## What the task requires
Filter the entries below, keeping every line that has the word "screenshot".

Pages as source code

'''

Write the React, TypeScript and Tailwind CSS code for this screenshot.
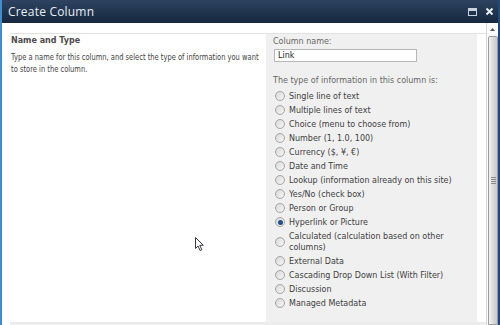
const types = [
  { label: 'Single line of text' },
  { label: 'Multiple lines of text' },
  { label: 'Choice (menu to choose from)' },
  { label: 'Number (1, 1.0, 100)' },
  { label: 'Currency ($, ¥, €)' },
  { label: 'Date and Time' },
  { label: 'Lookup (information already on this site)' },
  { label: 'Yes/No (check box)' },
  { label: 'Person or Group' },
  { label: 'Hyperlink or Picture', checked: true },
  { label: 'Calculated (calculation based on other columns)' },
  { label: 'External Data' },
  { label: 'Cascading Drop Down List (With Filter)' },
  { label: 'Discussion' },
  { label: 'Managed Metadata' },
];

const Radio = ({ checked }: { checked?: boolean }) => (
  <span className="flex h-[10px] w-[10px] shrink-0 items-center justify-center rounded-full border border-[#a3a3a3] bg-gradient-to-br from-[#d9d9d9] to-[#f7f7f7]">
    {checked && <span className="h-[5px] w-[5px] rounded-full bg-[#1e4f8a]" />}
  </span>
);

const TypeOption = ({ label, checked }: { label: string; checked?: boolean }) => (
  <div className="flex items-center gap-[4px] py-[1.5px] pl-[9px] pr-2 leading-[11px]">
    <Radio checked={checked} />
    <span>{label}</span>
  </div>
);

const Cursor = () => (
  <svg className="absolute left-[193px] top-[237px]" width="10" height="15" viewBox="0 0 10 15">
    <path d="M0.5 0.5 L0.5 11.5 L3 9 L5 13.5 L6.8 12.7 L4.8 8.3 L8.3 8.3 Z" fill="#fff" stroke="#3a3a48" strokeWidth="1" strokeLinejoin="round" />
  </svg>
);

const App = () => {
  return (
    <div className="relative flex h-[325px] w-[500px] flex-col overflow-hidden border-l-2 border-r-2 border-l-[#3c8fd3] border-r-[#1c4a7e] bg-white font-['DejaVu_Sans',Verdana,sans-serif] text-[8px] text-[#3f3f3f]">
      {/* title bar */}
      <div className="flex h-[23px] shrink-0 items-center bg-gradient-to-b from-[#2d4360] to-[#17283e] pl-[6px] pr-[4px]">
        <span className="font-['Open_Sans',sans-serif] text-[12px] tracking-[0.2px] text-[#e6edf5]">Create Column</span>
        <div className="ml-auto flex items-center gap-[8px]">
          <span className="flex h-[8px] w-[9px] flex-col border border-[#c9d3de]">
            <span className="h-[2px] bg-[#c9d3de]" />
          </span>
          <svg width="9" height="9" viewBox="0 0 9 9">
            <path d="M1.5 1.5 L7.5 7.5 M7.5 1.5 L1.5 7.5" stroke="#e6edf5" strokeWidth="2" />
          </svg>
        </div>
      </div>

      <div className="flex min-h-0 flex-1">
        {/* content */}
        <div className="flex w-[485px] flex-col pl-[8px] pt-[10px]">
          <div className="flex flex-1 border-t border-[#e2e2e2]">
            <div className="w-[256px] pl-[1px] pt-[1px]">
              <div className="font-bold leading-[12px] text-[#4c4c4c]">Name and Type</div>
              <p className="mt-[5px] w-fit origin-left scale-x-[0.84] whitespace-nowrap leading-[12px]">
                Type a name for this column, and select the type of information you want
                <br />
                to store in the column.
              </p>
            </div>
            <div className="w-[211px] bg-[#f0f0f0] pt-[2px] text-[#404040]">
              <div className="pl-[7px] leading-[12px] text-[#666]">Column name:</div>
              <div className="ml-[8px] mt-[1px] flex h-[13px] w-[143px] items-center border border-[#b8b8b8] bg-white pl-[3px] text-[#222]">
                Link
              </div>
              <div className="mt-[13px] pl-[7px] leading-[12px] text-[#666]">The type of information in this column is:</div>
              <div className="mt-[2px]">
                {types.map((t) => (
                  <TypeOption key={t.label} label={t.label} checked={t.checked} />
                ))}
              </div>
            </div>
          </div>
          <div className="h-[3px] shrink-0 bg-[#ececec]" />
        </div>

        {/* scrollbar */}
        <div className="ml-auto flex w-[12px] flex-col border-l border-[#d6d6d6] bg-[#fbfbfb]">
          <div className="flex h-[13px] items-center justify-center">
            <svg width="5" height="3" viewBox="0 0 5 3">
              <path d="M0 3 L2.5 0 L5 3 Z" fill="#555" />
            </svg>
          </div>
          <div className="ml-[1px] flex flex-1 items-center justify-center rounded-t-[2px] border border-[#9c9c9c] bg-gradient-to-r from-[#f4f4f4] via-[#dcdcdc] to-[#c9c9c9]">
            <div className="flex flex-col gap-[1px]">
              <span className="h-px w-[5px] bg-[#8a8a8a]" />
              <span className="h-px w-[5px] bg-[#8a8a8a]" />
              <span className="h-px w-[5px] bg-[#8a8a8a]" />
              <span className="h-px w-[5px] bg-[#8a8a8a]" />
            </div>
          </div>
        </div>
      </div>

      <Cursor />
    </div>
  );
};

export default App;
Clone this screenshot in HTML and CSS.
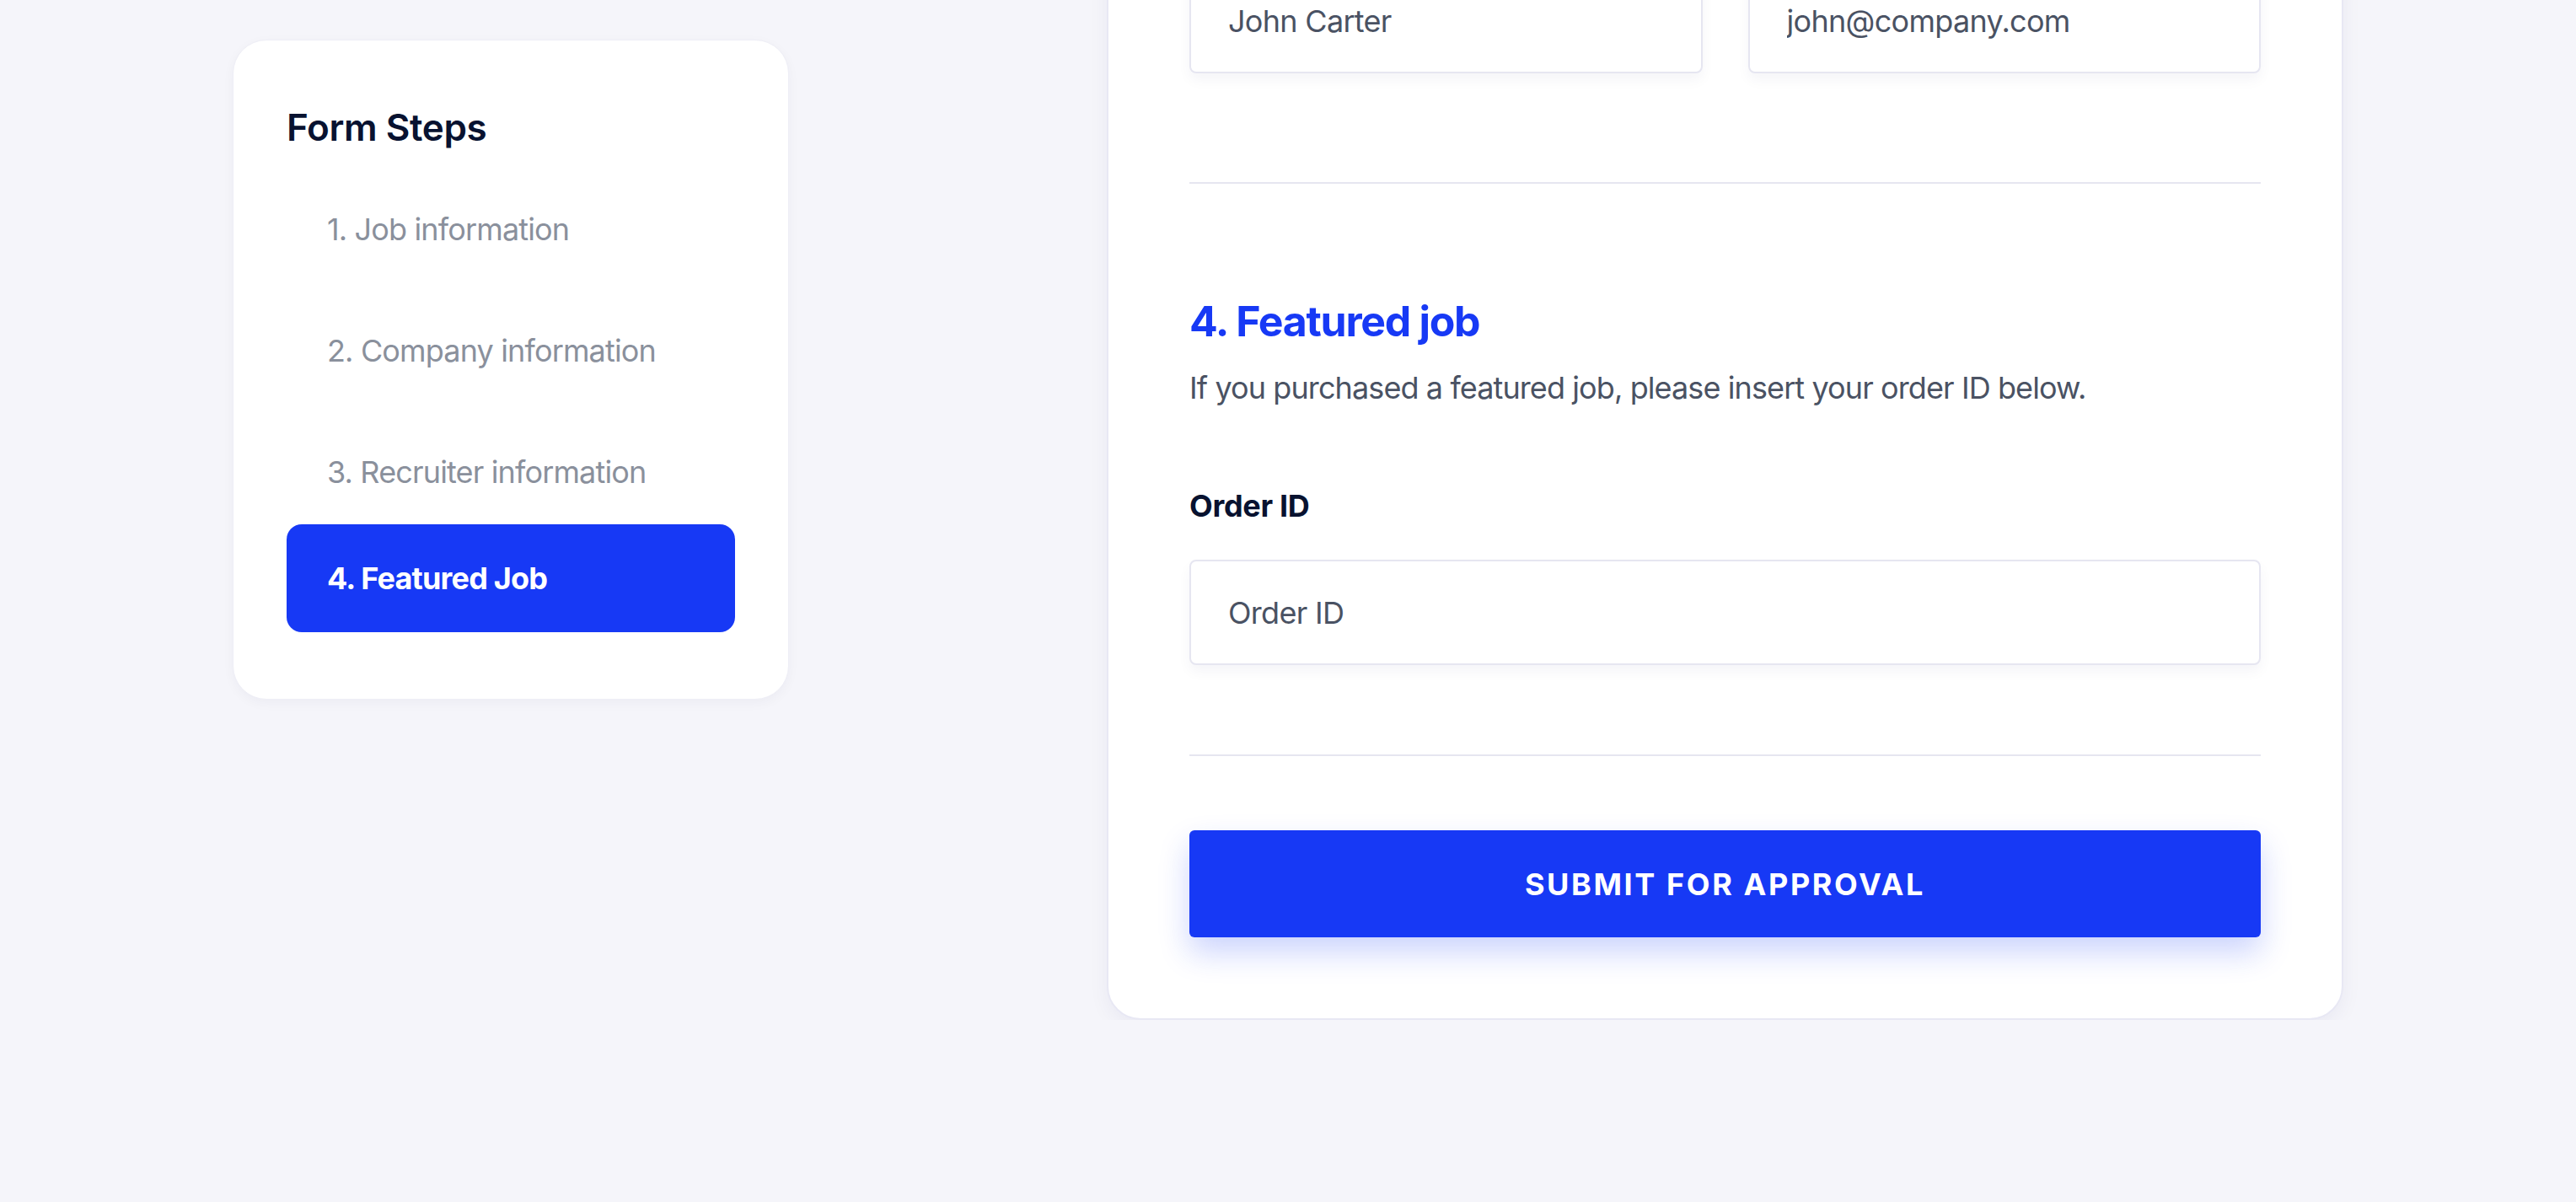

'''

## Completed task
Write the React, TypeScript and Tailwind CSS code for this screenshot.
Clone this screenshot in HTML and CSS.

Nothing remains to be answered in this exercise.